US to Return $7M to Victims of ‘Spoofed’ Crypto Investment Scam

The United States authorities are working to return $7 million in stolen funds to victims of a social engineering scam that tricked individuals into sending money to fraudulent cryptocurrency investment websites. The scam involved sophisticated tactics that led victims to believe they were making profitable investments in legitimate crypto platforms, only to find their funds stolen.
According to a statement from Virginia’s Eastern District US Attorney’s Office on March 21, the scam involved perpetrators gaining the trust of their victims before directing them to fake crypto investment platforms. These fraudulent websites were designed to resemble legitimate platforms, tricking users into depositing funds.
Once the victims transferred their money, the funds were funneled through over 75 bank accounts under the names of shell companies. The money was then sent abroad, with the transfers deceptively labeled as domestic wires despite being routed to banks outside the US.

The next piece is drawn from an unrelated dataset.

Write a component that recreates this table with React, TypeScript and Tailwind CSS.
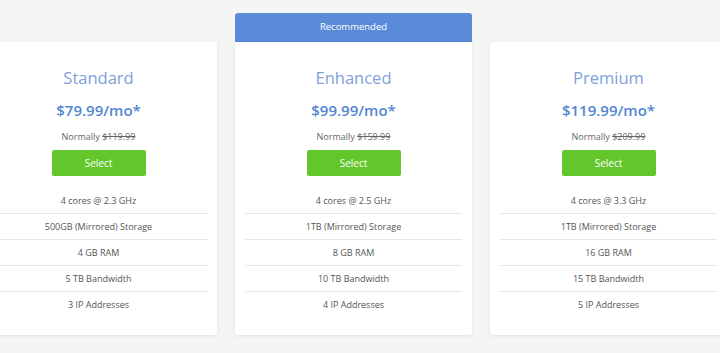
const plans = [
  {
    name: "Standard",
    price: "$79.99/mo*",
    normal: "$119.99",
    features: ["4 cores @ 2.3 GHz", "500GB (Mirrored) Storage", "4 GB RAM", "5 TB Bandwidth", "3 IP Addresses"],
  },
  {
    name: "Enhanced",
    price: "$99.99/mo*",
    normal: "$159.99",
    recommended: true,
    features: ["4 cores @ 2.5 GHz", "1TB (Mirrored) Storage", "8 GB RAM", "10 TB Bandwidth", "4 IP Addresses"],
  },
  {
    name: "Premium",
    price: "$119.99/mo*",
    normal: "$209.99",
    features: ["4 cores @ 3.3 GHz", "1TB (Mirrored) Storage", "16 GB RAM", "15 TB Bandwidth", "5 IP Addresses"],
  },
];

const App = () => {
  return (
    <div className="w-[720px] h-[353px] overflow-hidden bg-[#f5f5f5] font-['Open_Sans',sans-serif]">
      <div className="flex items-end gap-[18px] ml-[-20px] pt-[13px]">
        {plans.map((plan) => (
          <div key={plan.name} className="w-[237px] shrink-0 flex flex-col">
            {plan.recommended && (
              <div className="h-[29px] bg-[#5a8bd8] rounded-t-[3px] flex items-center justify-center text-white text-[9.5px]">
                Recommended
              </div>
            )}
            <div
              className={`bg-white shadow-[0_1px_4px_rgba(0,0,0,0.08)] pt-[24px] pb-[17px] px-[10px] flex flex-col items-center ${
                plan.recommended ? "rounded-b-[3px]" : "rounded-[3px]"
              }`}
            >
              <h3 className="text-[16.5px] leading-[24px] text-[#7ea1dc] font-normal">{plan.name}</h3>
              <div className="mt-[9px] text-[15px] leading-[22px] text-[#5286d3] font-semibold">{plan.price}</div>
              <div className="mt-[9px] text-[9px] leading-[14px] text-[#666]">
                Normally <span className="line-through">{plan.normal}</span>
              </div>
              <button className="mt-[6px] w-[94px] h-[26px] bg-[#63c72b] rounded-[2px] text-white text-[10px]">
                Select
              </button>
              <ul className="mt-[12px] w-full">
                {plan.features.map((f, i) => (
                  <li
                    key={f}
                    className={`h-[26px] flex items-center justify-center text-[9px] text-[#555] ${
                      i < plan.features.length - 1 ? "border-b border-[#e6e6e6]" : ""
                    }`}
                  >
                    {f}
                  </li>
                ))}
              </ul>
            </div>
          </div>
        ))}
      </div>
    </div>
  );
};

export default App;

The scam’s perpetrators falsely claimed that the victims’ investments were yielding substantial returns. However, when victims attempted to withdraw their funds, they were met with further coercion. The fraudsters pressured them to send additional money by falsely claiming the victims owed taxes on their supposed profits.

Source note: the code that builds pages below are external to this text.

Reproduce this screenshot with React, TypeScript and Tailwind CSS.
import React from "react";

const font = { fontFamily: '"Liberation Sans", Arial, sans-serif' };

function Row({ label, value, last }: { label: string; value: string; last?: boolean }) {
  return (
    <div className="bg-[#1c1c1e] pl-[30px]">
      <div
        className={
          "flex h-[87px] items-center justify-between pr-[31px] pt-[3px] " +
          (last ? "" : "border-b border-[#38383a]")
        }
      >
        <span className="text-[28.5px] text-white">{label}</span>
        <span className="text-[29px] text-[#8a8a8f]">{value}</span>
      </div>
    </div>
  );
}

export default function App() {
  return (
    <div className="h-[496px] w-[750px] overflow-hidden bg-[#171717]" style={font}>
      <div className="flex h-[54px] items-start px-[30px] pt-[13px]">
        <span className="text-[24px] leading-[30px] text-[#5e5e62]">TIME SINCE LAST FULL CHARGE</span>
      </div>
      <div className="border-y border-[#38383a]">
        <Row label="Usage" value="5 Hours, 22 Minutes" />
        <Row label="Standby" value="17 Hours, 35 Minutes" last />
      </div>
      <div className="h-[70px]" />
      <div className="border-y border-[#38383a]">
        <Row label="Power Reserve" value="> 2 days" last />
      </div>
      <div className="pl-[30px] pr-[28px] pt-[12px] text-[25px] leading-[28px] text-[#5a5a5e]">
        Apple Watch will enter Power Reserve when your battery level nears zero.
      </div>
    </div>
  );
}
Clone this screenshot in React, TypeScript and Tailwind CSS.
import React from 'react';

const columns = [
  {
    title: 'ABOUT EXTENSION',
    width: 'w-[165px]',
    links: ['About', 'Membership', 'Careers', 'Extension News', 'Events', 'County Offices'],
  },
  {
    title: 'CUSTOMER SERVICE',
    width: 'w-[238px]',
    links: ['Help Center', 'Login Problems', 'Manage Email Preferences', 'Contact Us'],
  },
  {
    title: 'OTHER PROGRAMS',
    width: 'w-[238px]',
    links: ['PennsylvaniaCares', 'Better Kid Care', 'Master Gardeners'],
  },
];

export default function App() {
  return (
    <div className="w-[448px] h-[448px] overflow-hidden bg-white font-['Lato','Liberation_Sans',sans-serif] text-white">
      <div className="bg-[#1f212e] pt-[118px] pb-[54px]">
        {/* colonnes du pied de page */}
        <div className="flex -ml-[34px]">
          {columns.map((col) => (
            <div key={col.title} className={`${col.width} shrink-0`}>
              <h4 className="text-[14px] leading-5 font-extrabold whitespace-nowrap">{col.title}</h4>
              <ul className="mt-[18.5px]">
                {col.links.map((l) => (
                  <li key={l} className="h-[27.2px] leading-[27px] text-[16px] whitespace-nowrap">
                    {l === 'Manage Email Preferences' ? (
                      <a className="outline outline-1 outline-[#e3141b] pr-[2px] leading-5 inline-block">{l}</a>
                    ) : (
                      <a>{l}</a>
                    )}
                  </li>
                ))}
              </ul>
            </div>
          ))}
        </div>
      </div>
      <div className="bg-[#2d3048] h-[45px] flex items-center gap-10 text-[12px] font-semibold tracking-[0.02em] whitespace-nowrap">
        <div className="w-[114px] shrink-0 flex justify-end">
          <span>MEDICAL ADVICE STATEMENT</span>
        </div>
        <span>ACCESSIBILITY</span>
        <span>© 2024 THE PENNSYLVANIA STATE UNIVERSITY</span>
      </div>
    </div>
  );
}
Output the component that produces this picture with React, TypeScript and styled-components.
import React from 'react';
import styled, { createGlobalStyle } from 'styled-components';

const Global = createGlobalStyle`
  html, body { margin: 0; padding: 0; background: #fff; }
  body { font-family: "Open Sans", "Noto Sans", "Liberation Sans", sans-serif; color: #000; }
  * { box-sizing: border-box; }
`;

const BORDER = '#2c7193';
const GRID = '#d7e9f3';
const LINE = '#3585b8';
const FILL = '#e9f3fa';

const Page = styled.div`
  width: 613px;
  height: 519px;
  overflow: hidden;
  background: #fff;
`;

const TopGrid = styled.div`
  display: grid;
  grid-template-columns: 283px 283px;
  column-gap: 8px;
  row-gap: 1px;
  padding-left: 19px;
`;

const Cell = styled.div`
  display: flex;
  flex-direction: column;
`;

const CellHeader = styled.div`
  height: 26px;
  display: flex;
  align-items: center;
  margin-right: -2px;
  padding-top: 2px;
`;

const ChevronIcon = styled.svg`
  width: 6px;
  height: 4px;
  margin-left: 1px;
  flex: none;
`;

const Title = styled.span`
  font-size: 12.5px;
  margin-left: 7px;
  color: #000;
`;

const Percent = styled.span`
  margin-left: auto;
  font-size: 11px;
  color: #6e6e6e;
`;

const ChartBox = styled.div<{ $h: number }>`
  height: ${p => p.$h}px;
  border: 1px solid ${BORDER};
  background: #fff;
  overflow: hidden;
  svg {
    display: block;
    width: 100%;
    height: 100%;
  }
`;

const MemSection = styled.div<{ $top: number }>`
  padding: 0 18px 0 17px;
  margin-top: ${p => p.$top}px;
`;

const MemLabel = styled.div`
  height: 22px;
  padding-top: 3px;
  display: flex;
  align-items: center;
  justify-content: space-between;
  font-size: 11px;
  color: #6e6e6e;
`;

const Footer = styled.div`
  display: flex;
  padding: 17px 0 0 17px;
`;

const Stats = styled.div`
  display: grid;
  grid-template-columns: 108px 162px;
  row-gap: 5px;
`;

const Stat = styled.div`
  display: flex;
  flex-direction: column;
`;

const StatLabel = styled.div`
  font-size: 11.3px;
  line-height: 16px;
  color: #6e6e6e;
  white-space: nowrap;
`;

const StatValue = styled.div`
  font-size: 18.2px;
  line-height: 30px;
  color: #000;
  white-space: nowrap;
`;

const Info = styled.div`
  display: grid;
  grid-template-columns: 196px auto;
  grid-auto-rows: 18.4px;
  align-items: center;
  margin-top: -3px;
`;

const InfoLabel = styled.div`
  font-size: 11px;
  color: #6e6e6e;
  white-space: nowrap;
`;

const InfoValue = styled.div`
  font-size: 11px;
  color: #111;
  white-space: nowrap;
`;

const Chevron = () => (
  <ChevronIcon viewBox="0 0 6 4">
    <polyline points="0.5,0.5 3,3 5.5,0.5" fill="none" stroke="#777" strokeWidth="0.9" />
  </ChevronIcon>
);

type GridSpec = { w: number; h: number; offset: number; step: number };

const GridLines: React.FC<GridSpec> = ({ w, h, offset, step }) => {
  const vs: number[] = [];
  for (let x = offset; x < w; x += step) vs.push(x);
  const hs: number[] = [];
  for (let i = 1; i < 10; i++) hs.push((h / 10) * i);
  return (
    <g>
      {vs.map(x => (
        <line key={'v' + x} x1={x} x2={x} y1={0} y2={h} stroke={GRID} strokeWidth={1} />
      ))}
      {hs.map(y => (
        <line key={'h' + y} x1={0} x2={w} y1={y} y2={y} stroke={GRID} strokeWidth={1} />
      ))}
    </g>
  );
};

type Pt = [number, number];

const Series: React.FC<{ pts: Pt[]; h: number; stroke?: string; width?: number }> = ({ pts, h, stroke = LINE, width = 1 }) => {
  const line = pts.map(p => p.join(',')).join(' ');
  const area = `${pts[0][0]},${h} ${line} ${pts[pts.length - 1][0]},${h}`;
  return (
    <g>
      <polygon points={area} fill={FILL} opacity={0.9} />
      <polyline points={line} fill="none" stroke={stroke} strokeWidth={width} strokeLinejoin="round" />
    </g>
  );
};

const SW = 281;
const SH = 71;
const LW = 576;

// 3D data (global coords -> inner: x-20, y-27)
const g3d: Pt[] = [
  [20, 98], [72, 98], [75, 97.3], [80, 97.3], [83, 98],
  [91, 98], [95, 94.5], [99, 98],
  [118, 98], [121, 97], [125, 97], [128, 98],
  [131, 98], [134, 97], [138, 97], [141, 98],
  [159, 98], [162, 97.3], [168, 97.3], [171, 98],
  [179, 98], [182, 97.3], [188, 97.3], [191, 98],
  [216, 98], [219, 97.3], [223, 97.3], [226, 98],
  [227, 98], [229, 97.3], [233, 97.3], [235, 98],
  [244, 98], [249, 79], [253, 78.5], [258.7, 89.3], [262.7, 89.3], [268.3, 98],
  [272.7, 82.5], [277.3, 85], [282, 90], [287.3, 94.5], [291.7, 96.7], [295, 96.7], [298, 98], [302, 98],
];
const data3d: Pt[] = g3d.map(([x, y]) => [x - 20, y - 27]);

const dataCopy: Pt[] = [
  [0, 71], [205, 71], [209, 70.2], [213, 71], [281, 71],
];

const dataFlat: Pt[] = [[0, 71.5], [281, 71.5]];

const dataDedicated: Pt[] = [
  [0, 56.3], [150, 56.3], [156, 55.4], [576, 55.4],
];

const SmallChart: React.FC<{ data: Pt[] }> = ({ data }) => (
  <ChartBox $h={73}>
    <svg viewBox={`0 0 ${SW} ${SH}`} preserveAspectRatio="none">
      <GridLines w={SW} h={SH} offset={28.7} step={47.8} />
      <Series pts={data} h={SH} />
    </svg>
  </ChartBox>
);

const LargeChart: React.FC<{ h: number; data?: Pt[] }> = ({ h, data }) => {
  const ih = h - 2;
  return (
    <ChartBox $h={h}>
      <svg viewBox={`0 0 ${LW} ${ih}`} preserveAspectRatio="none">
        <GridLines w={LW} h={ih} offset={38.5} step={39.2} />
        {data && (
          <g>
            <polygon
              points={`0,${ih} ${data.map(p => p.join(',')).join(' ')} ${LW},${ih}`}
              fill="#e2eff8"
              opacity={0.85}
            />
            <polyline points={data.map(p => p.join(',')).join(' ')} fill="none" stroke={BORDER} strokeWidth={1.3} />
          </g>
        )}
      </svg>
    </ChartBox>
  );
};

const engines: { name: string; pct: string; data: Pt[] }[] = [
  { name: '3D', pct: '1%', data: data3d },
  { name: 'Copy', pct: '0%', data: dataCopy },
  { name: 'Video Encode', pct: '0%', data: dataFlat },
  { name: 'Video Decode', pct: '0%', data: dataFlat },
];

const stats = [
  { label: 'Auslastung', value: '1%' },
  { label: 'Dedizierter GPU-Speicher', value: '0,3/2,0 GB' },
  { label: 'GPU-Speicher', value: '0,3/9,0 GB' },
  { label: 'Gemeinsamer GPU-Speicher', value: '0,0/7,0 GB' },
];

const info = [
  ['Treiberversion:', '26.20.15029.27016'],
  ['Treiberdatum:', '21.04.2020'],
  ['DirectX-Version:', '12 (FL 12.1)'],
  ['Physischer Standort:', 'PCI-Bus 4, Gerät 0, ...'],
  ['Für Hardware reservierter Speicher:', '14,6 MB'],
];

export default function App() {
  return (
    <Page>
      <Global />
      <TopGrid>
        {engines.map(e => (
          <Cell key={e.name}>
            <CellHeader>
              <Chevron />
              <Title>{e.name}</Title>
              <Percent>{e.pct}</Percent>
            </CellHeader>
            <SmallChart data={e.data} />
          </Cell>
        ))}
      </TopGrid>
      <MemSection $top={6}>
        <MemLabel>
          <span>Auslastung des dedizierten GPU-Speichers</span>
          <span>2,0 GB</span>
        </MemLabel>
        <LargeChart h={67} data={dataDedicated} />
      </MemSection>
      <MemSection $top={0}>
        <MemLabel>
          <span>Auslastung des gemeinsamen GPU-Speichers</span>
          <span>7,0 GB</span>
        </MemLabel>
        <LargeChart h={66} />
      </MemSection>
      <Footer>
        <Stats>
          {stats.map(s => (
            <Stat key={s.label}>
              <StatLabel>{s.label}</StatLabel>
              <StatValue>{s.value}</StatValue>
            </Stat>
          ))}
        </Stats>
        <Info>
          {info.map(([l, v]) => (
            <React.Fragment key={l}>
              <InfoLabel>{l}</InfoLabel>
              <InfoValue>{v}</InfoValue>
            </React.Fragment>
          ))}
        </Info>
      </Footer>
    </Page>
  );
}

Secret Service Seizes Stolen Funds, Legal Action Ensues
In 2023, the US Secret Service seized part of the stolen funds from a foreign bank and initiated a civil forfeiture action. The case was brought before a US District Court, but the bank holding the funds also filed a claim against the money. After legal negotiations, US authorities reached a settlement, agreeing to return $7 million of the seized funds to the victims.
Victims of the scam have been encouraged to reach out to the US Secret Service to file claims and petition for the recovery of their losses. More information on how to file a claim can be found on the Secret Service’s official website.
Crypto Crime Enters a New Era of Professionalization
The case highlights the growing sophistication of crypto-related crimes. In its 2025 Crypto Crime Report, blockchain analytics firm Chainalysis noted that cryptocurrency crime has become increasingly professionalized, with cybercriminal syndicates now driving many of the scams. This new era of organized crime has seen the rise of more efficient and coordinated efforts to defraud crypto users.
Authorities worldwide are also responding to the rising wave of crypto scams. On March 21, Australian Federal Police issued a warning to 130 individuals who had fallen victim to a message scam that spoofed the sender ID of legitimate crypto exchanges, including Binance. These scams tricked users into providing sensitive information by posing as trusted platforms.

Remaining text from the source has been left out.